Europameister Sebastian Bayer vom HSV geht als Außenseiter in die Weitsprungqualifikation

Hamburg. Die Aufforderung ist unmissverständlich: „Lauf, triff, flieg!“ Sebastian Bayer kann sie nachlesen auf dem „Glücksbrett“, das ihm treue Fans gebastelt haben und das er mitgenommen hat zur Leichtathletik-WM nach Moskau. Jetzt geht es für den Europameister vom HSV nur noch darum, es umzusetzen an diesem Mittwochmorgen in der Weitsprungqualifikation um 8.25 Uhr unserer Zeit. 8,10 Meter sind gefordert, um am Finale am Freitag teilnehmen zu dürfen.

Wenn Weitsprung nur so einfach wäre, dass es sich in drei Wörtern zusammenfassen ließe! Hinter jedem einzelnen steckt eine ganze Serie von Unwägbarkeiten. Beim Laufen noch am wenigsten. Was das betrifft, hat Bayers Trainer Uwe Florczak keine Bedenken: „Die Anlaufkontrolle stimmt, die Kraftwerte auch.“ Eine der sogenannten Zubringerleistungen aber kann Florczak nicht abschätzen: „Wir konnten die Mehrfachsprünge im Training nicht so entwickeln wie vorgesehen.“

Der Grund ist ein Muskelfaserriss, den Bayer im Mai beim Training auf Teneriffa erlitten hatte. Zudem schlug er sich immer wieder mit Problemen an Fuß und Knie herum, die ihn schon seit Jahren begleiten. So kommt es, dass Bayer, 27, in Moskau mit einer Saisonbestleistung gemeldet ist, die mit 8,04 Meter um 45 Zentimeter unter seiner Marke von 2009 liegt und gar um 67 Zentimeter unter seinem Halleneuroparekord aus dem gleichen Jahr.
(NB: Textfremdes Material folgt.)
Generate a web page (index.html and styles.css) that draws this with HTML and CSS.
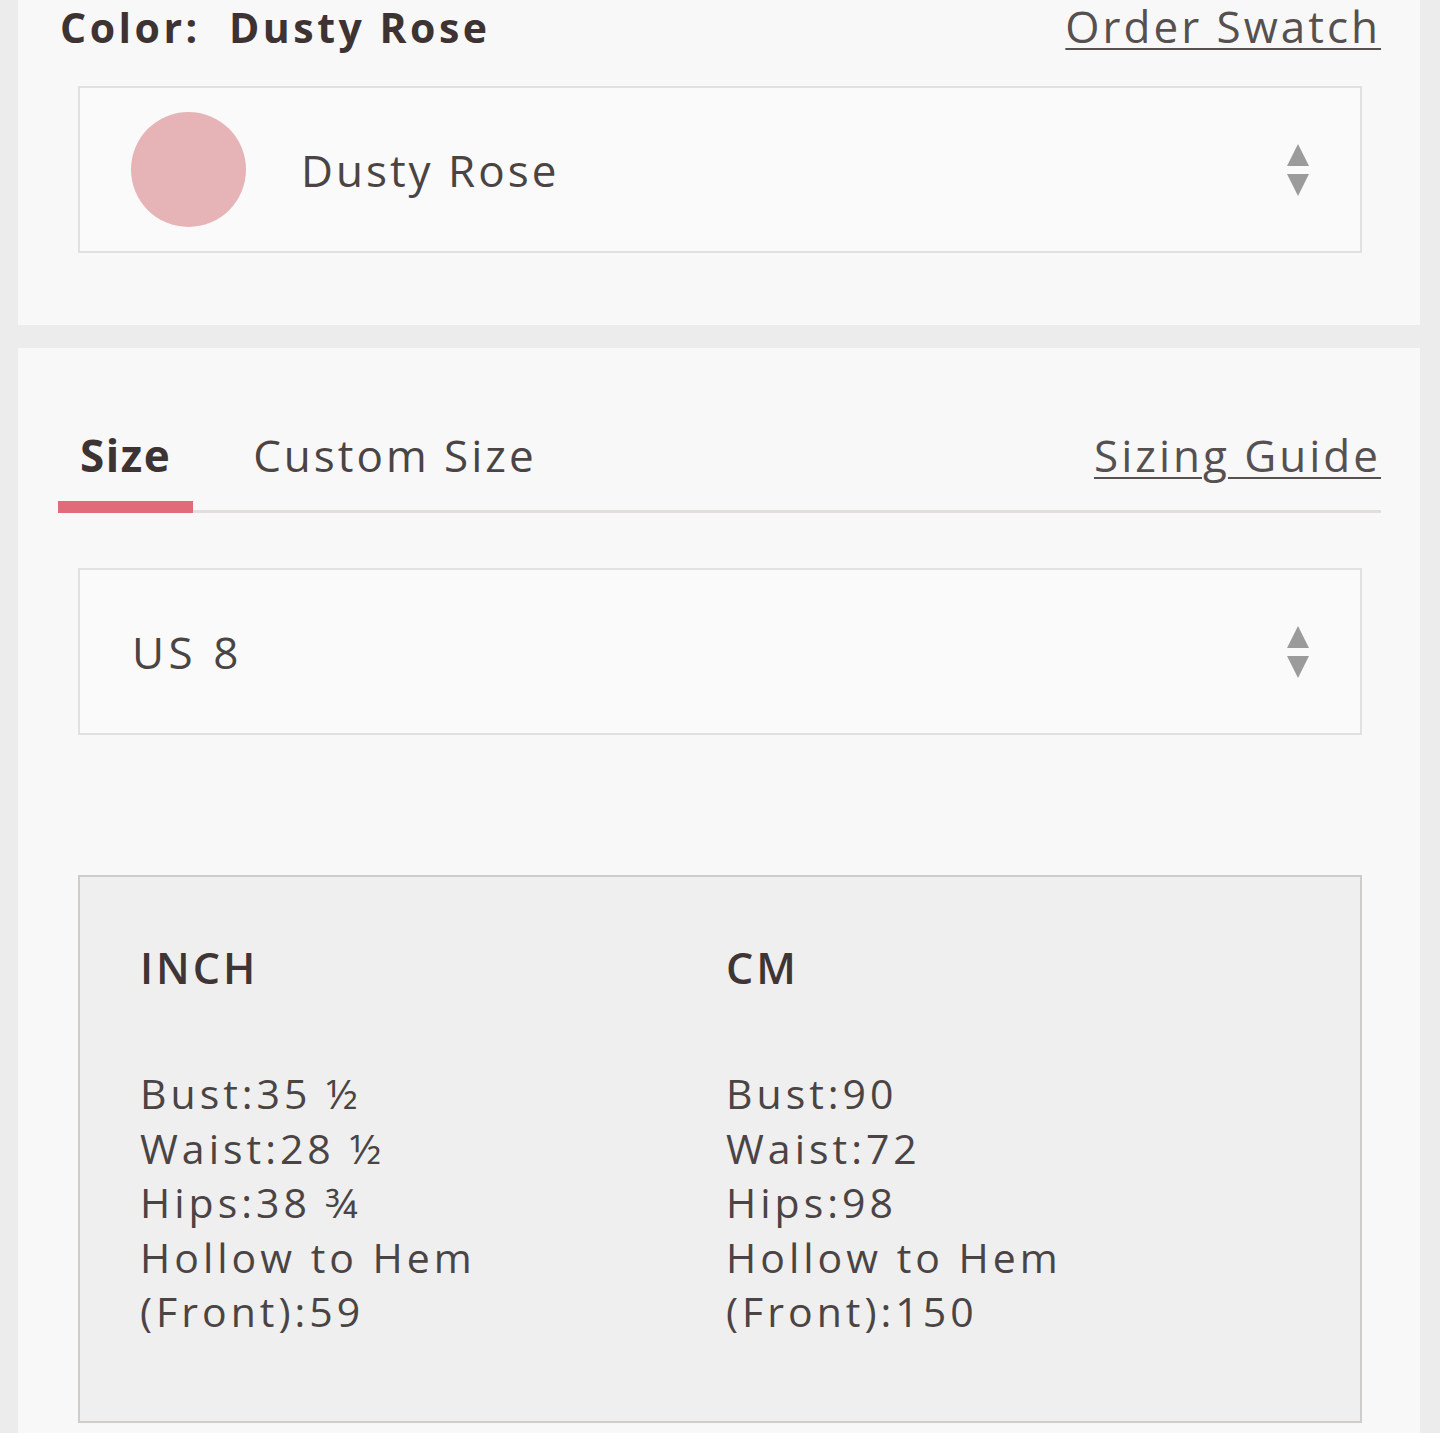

Aber die ganz langen Sätze brauchte Bayer in diesem Jahr auch gar nicht unbedingt zu machen. Als Europameister war er gleichsam befreit von der WM-Norm, die mit 8,25 Meter so hoch gesetzt war wie noch nie. Deshalb konnte es sich Bayer auch leisten, auf die weitenträchtigen deutschen Meetings zu verzichten, die er noch nie besonders gemocht hat. „Sebastian nutzt lieber die Chance, auf internationalen Meetings zu starten“, sagt Florczak.

Mindestens 8,20 Meter, glaubt der Hamburger Bundestrainer, werden für eine Medaille geleistet werden müssen. Zwei seiner Athleten haben dies in diesem Jahr geschafft: der Rehlinger Christian Reif (8,27) und Alyn Camara aus Leverkusen (8,29). Reif, 28, hat bereits nachgewiesen, dass er einer Situation wie in Moskau gewachsen ist. 2010 qualifizierte er sich bei der EM mit dem letzten Versuch fürs Finale und gewann dann mit 8,47 Meter den Titel. Für Camara, 24, ist es die erste WM. Aber seit er bei den deutschen Meisterschaften Bayers 8,04 Meter im letzten Durchgang mit 8,15 Meter konterte und damit die acht Jahre währende Bayer-Reif-Dominanz beendete, weiß Florczak, dass sein größtes Talent „in der Spitze angekommen ist“.

Wie eng es dort zugeht, musste Bayer 2012 in London erfahren: Zwei Zentimeter trennten ihn als Fünften von einer olympischen Medaille. Aber damals konnte er auch nicht die Lockerheit eines Außenseiters beanspruchen.